Pasture & Range: May 2002 Soils: May 2002

Proper fertilization affects the efficiency with which bermudagrass uses rainfall during the growing season. Wadell Altom has addressed this topic in News and Views before, but I would like to expand on it. I have taken the data he used and added several more years to paint a more vivid picture.

The data comes from fertilizer response studies that started in the 1970s and continue through today. Experimental sites include areas east and northwest of Ardmore and south of Burneyville on the Red River. The "zero nitrogen" plots had no nitrogen fertilizer applied, but other nutrients were not limiting. The "adequately fertilized" values represent plots that had 150 to 206 pounds of nitrogen (N) per acre applied annually, depending on the particular test, and other fertilizer nutrients were applied as needed.

Figure 1 shows the inches of rainfall necessary to produce one ton of forage with no N added and then with "adequate" N supplied. As you can see, there is a huge difference. On average, the fertilized plot produced a ton of forage from about nine inches of rain, while it takes more than 20 inches of rain to produce a ton of forage without N. Keep in mind that these numbers are averages over 18 site years, and that these sites do not represent the best land resources in the area.

Some data from a Texas A&M publication support the view that a ton of well-fertilized forage can be produced with as little as four inches of rain. I suspect that this is optimistic for this area, and that the rainfall needed to grow a ton of well-fertilized bermudagrass will be somewhere between four and 12 inches, depending on the particular land resource involved.

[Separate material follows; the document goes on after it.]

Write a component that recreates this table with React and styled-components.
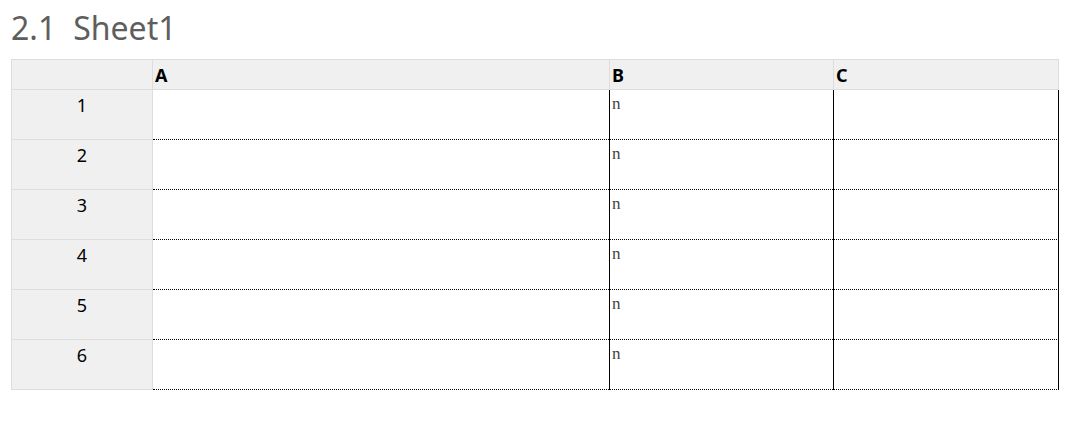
import React from "react";
import styled, { createGlobalStyle } from "styled-components";

const Global = createGlobalStyle`
  html, body { margin: 0; padding: 0; background: #fff; }
  body { font-family: "Noto Sans", "Open Sans", sans-serif; }
`;

const Page = styled.div`
  padding: 9px 11px 0 11px;
`;

const Title = styled.h2`
  margin: 0 0 12px 0;
  font-size: 32px;
  font-weight: 400;
  line-height: 38px;
  color: #5e5e5e;
  display: flex;
  gap: 17px;
`;

const Grid = styled.div`
  display: grid;
  grid-template-columns: 142px 456px 224px 226px;
  grid-auto-rows: 50px;
  grid-template-rows: 31px;
  width: 1048px;
`;

const Corner = styled.div`
  box-sizing: border-box;
  background: #f0f0f0;
  border: 1px solid #dddddd;
`;

const HeadCell = styled.div`
  box-sizing: border-box;
  background: #f0f0f0;
  border-top: 1px solid #dddddd;
  border-bottom: 1px solid #dddddd;
  border-left: ${(p) => (p.$first ? "none" : "1px solid #dddddd")};
  border-right: ${(p) => (p.$last ? "1px solid #dddddd" : "none")};
  padding: 0 2px;
  display: flex;
  align-items: center;
  font-size: 18px;
  line-height: 22px;
  font-weight: 700;
  color: #000;
`;

const RowHead = styled.div`
  box-sizing: border-box;
  background: #f0f0f0;
  border-left: 1px solid #dddddd;
  border-right: 1px solid #dddddd;
  border-bottom: 1px solid #dddddd;
  padding-top: 4px;
  text-align: center;
  font-size: 18px;
  line-height: 22px;
  color: #000;
`;

const Cell = styled.div`
  box-sizing: border-box;
  border-bottom: 1px dotted #000;
  border-left: ${(p) => (p.$edge ? "1px solid #000" : "none")};
  border-right: ${(p) => (p.$last ? "1px solid #000" : "none")};
  padding: 4px 2px 0 2px;
  font-family: "Liberation Serif", serif;
  font-size: 17px;
  line-height: 20px;
  color: #444;
`;

const rows = [1, 2, 3, 4, 5, 6];

export default function App() {
  return (
    <Page>
      <Global />
      <Title>
        <span>2.1</span>
        <span>Sheet1</span>
      </Title>
      <Grid>
        <Corner />
        <HeadCell $first>A</HeadCell>
        <HeadCell>B</HeadCell>
        <HeadCell $last>C</HeadCell>
        {rows.map((r) => (
          <React.Fragment key={r}>
            <RowHead>{r}</RowHead>
            <Cell />
            <Cell $edge>n</Cell>
            <Cell $edge $last />
          </React.Fragment>
        ))}
      </Grid>
    </Page>
  );
}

If the last few summers have taught us anything, it's that rainfall often limits bermudagrass production in this part of the country. One easy way to increase the efficiency of the rainfall received is to fertilize with adequate rates of N.

Something that came up as a side note to this topic is whether or not there is a point of diminishing returns to rainfall. The thought occurred to me that at any given time in the growing season (the month of May, for instance), there might be a point at which yield no longer increases with increasing rainfall.

Figure 2 represents data from the 18 site years cited earlier, but it is focused specifically on May. Over the course of these studies, rain in May varied from less than one inch to more than eight inches. What was important to me was that total season yields were still increasing even when we received eight inches of rain in May. Another thing to note is that adequate fertilizer increased yields at both low and high levels of May rainfall — and that as rainfall amounts increased, the yield increase due to fertilizer was even greater.

The graph shows 1.3 tons/acre more forage, when fertilizer was applied, at about one inch of rainfall — and 1.9 tons more at slightly over eight inches of rain at the same N rate. This evidence shows that nitrogen is a valuable tool for producers seeking to take advantage of the rain they receive in both wet and dry summers.